Recorded information ▸
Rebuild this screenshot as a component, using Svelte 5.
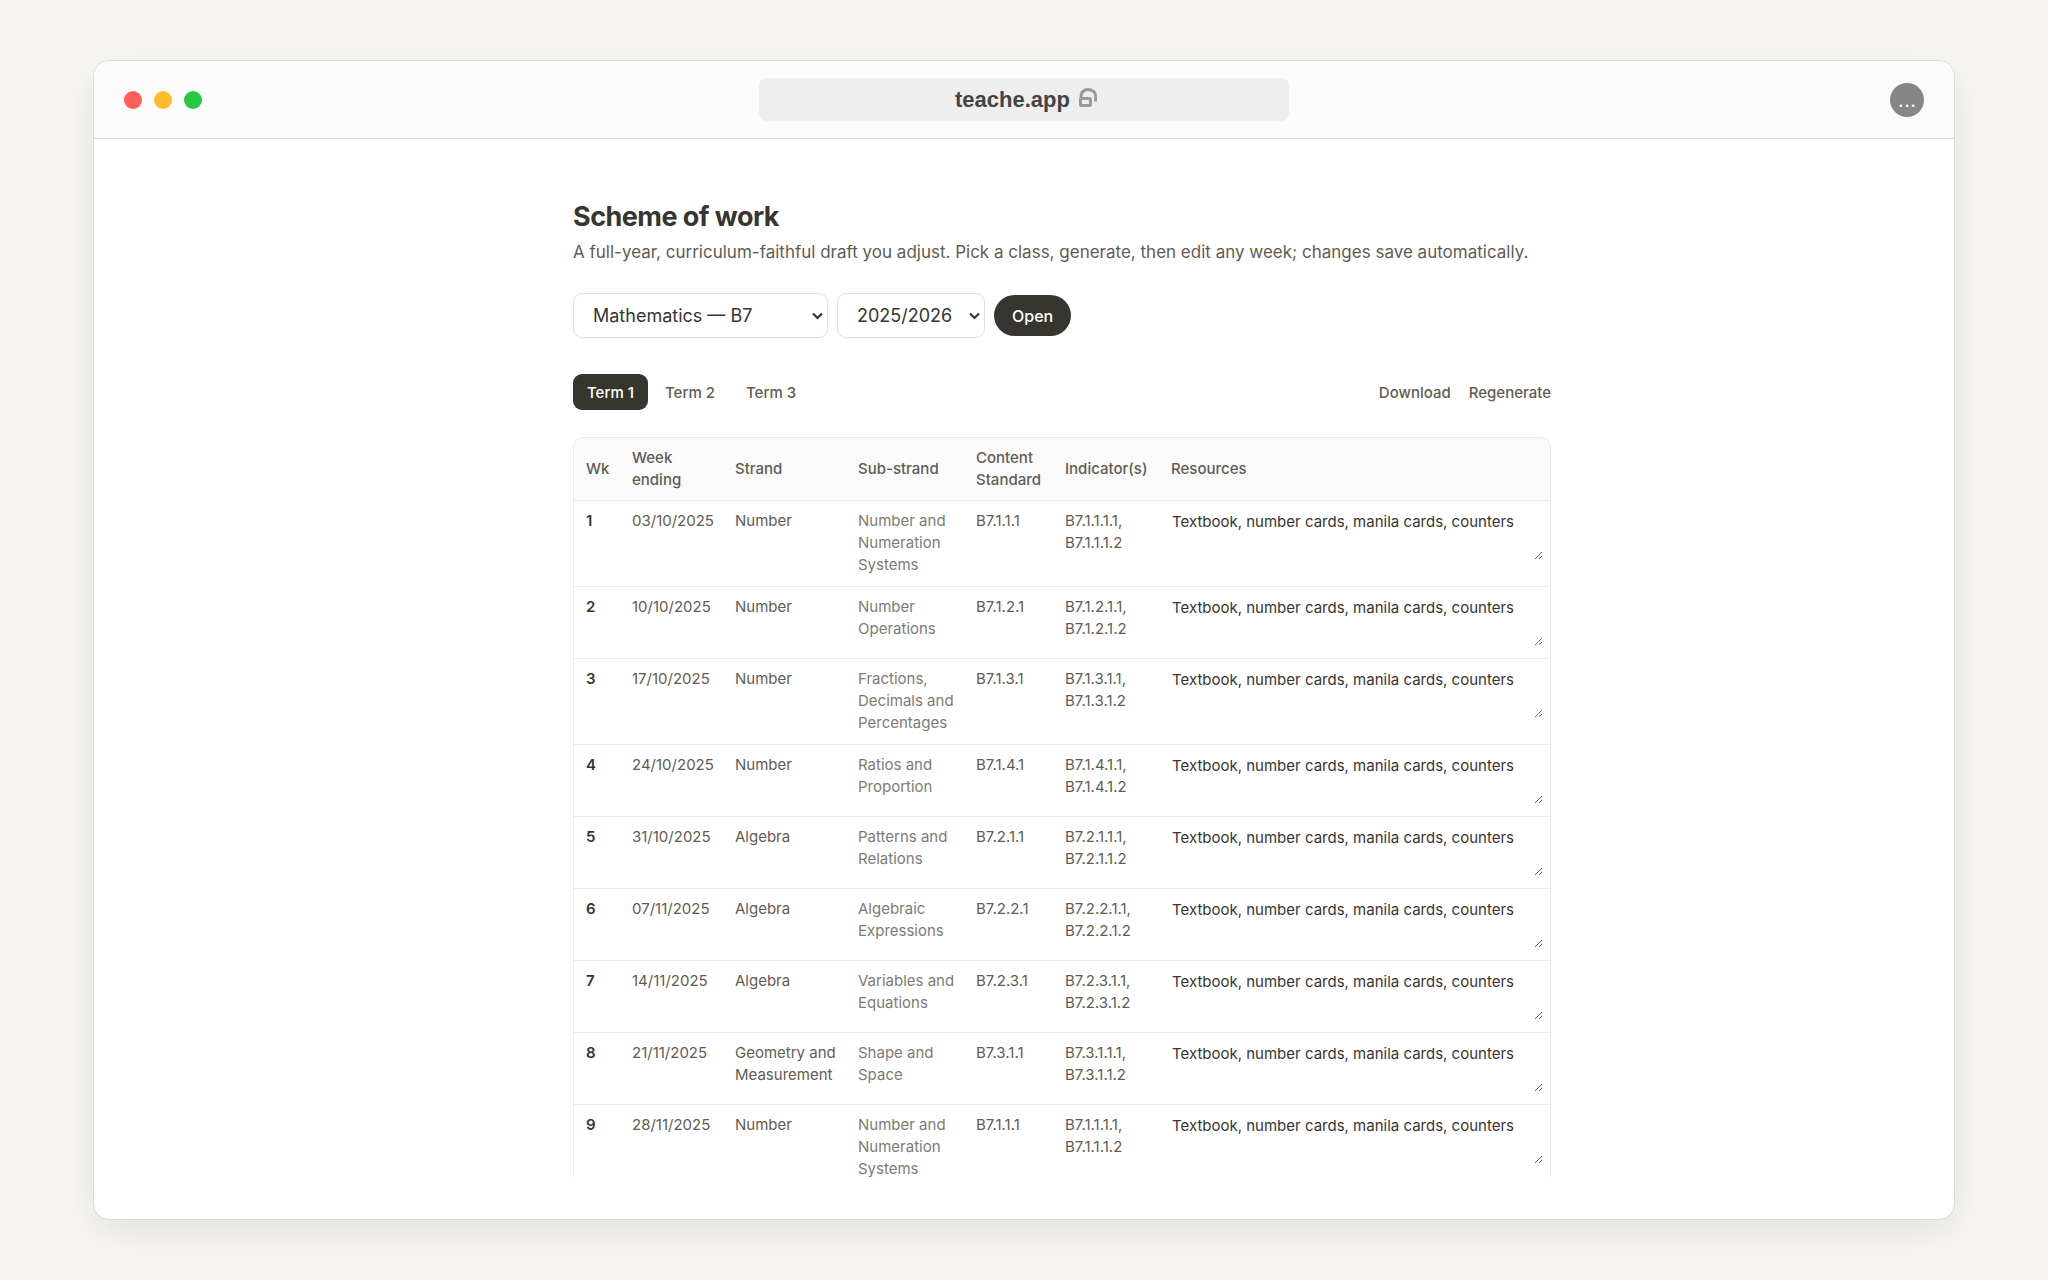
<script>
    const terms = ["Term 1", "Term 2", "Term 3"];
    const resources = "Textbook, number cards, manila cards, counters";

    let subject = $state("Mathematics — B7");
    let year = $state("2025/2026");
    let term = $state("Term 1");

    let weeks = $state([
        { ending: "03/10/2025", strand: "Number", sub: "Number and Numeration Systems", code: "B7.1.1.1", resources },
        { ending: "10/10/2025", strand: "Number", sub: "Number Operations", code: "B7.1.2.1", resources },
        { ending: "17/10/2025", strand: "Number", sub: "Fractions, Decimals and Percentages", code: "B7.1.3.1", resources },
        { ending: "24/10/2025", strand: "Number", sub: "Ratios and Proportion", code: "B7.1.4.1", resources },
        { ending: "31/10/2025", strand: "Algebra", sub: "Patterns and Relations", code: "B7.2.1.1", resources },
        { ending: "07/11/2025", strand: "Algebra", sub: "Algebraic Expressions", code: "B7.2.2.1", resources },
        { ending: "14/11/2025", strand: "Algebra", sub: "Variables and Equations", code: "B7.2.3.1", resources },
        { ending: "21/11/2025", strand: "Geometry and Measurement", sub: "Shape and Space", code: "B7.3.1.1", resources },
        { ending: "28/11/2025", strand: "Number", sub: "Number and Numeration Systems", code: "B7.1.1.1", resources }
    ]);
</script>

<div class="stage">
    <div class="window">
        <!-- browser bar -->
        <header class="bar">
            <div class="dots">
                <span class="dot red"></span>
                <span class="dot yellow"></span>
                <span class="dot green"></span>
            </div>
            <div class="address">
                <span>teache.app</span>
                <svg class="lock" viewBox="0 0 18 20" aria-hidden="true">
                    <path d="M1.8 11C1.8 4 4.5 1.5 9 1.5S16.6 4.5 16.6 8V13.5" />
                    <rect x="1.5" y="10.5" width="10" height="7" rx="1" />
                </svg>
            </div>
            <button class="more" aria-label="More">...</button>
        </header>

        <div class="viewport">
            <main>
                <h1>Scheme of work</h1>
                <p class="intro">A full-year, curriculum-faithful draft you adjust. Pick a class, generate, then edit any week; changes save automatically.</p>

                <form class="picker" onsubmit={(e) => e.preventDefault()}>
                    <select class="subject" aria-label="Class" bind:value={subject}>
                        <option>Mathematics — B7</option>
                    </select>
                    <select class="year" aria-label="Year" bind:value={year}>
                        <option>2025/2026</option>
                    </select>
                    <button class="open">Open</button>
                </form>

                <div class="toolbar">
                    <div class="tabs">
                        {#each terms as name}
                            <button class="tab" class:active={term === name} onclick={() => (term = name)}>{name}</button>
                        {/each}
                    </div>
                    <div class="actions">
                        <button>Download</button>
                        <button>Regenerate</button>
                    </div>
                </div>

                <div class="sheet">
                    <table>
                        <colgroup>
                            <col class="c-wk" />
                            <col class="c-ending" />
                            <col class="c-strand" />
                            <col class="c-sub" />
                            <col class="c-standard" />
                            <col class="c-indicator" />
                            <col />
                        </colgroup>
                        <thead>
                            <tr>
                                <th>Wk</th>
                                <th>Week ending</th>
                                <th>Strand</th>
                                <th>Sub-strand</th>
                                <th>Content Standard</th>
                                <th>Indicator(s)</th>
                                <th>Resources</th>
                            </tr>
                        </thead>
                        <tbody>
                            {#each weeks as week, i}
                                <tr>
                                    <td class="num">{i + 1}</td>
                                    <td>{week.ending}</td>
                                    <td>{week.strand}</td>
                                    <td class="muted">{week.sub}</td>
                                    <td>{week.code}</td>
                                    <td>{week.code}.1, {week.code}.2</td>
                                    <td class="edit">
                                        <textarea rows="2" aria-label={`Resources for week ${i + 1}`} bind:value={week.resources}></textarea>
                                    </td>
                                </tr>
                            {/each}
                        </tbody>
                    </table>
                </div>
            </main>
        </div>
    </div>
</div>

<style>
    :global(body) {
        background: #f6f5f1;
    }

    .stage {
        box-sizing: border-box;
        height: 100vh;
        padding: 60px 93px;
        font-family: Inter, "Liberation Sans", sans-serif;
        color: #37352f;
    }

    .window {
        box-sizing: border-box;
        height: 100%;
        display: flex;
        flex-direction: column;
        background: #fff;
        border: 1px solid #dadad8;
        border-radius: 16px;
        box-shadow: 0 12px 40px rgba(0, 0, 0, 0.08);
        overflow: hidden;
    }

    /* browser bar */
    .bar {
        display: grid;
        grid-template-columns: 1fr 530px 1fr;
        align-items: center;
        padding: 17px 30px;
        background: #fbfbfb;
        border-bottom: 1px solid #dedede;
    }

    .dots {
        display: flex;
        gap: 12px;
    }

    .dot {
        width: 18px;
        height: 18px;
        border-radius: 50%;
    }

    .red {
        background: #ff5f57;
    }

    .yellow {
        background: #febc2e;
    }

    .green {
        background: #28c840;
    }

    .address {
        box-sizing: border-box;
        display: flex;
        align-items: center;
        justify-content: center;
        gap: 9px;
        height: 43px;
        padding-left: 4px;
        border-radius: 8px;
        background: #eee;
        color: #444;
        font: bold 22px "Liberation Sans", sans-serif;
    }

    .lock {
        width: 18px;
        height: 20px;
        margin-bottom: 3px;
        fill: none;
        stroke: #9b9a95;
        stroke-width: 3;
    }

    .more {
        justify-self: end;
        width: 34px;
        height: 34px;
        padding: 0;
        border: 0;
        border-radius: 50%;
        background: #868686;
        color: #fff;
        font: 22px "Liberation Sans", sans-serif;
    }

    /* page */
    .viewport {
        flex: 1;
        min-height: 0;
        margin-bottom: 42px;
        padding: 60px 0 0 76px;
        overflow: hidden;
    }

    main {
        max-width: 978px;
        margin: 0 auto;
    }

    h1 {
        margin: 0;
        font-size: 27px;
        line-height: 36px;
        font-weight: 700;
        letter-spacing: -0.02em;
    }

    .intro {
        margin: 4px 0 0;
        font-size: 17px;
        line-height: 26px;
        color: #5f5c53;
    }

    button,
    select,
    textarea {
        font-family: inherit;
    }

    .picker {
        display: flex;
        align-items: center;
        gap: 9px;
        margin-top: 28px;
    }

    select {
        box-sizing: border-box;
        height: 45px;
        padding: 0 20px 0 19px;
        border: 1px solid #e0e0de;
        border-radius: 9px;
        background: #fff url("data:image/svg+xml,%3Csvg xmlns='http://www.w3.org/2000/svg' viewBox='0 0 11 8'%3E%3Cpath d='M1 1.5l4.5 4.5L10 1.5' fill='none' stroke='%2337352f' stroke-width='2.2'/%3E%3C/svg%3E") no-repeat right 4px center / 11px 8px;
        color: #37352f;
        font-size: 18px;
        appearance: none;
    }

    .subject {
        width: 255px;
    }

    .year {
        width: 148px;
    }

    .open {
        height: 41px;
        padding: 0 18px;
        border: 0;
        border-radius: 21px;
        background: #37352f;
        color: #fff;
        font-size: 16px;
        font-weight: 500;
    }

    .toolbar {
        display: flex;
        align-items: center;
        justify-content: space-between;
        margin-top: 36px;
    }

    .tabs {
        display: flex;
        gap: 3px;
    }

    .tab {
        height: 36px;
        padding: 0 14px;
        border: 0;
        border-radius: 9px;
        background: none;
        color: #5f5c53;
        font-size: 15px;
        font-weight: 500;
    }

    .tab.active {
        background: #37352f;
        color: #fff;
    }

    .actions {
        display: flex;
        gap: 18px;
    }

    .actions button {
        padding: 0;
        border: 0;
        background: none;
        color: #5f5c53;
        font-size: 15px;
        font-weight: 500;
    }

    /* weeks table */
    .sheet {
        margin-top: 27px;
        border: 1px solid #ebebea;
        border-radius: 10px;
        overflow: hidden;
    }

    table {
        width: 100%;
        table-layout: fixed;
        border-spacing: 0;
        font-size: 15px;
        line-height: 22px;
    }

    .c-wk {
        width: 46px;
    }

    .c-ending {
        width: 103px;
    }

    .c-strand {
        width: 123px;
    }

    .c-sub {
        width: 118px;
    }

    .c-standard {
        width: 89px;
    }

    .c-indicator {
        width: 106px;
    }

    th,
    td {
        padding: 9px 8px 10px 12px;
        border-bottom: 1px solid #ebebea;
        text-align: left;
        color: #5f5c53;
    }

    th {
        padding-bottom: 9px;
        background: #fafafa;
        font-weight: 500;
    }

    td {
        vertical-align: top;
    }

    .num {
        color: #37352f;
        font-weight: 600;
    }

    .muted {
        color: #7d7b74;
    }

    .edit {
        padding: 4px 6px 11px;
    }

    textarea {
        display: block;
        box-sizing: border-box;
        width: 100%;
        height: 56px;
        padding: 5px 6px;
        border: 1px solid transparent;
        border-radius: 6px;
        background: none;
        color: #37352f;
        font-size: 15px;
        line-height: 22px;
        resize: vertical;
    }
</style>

Exercise details ▸ From the first line of the material down to the line containing "number cards, manila", inclusive, return each line exactly, skipping any picture.

Complete response ▸
Rebuild this screenshot as a component, using Svelte 5.
<script>
    const terms = ["Term 1", "Term 2", "Term 3"];
    const resources = "Textbook, number cards, manila cards, counters";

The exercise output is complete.